抗加齢医学・アンチエイジング医学の分野では,加齢性筋肉減少症(サルコペニア,sarcopenia)の予防と改善の重要性が注目されています。
サルコペニア予防のための食事因子について調べる中で,タンパク質の適切な摂取量に関する総説を読んでいました。
(
Curr Opin Clin Nutr Metab Care. 2009;12:86-90.)
最近の研究によると,筋肉合成・タンパク質合成自体は,加齢による影響を受けることはなく,若年者と高齢者に有意差はないことが見出されています。
若年者および高齢者のいずれでも,筋肉タンパク質合成に対する刺激を最大にするには,1食あたり25〜30グラムのタンパク質の摂取が適切と考えられます。

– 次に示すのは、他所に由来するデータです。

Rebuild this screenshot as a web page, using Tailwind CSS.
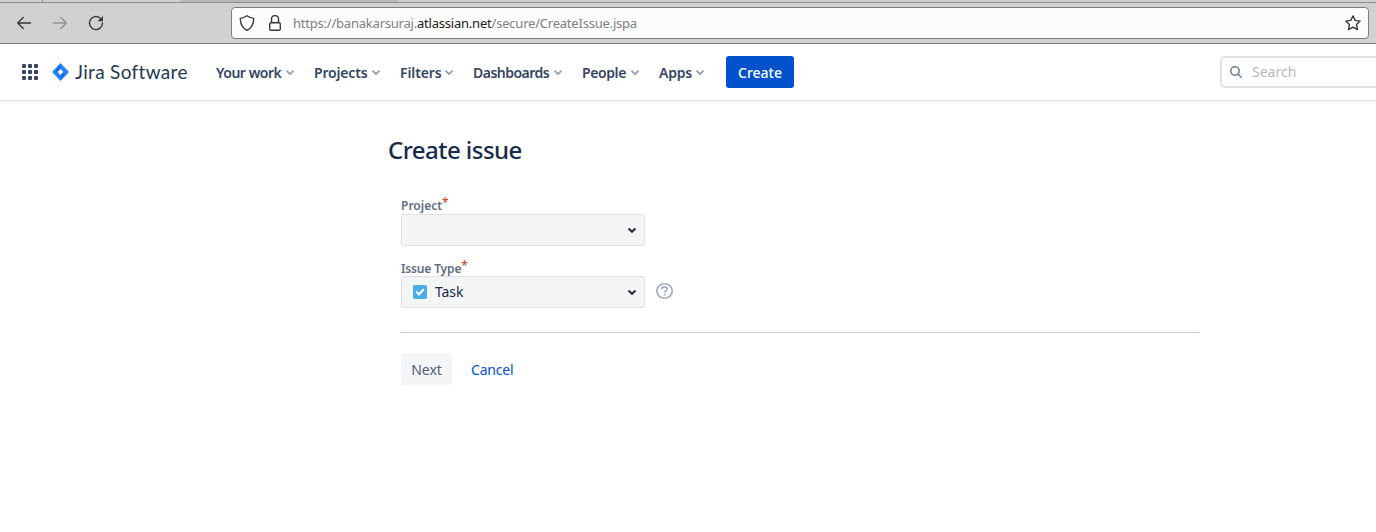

なお,高齢者では,タンパク質と炭水化物が一緒に摂取されると,あるいはタンパク質の摂取量が1食あたり20グラム未満になると,筋肉のタンパク質合成が低下します。
食事にBCAAのロイシンを追加することで,高齢者における筋肉タンパク質合成反応を亢進できると考えられています。
論文著者らは,近年の研究に基づくと,サルコペニアの予防には,一般的なRDAによる推奨量よりも,より多くのタンパク質の摂取が適切であると考察しています。
ある学会で,この論文の筆頭著者のプレゼンを聞いたことがあります。
そのプレゼンでは,サルコペニア予防には,1食あたり30グラムのタンパク質を3食ということでした。
タンパク質の種類と質に関する質問があり,回答として,動物性や植物性,乳製品由来などのタンパク質について,確かに違いは認められるが,臨床的には大きな差異とは考えられず,動物性のタンパク質でもベジタリアン食であっても,必須アミノ酸を充足して十分な量を摂取すれば,サルコペニア予防のための30グラム×3食の摂取が可能である,ということでした。
日本でも一部には肉類の摂取を勧める主張が聞かれますが,高齢者にとっては,魚介類・大豆製品・卵・乳製品を上手に組み合わせれば,適切な量が充足できます。
(家畜の肉類は,生産過程における環境負荷が大きすぎるので,エコロジー・サステナビリティの見地から推奨するべきではないと考えます。)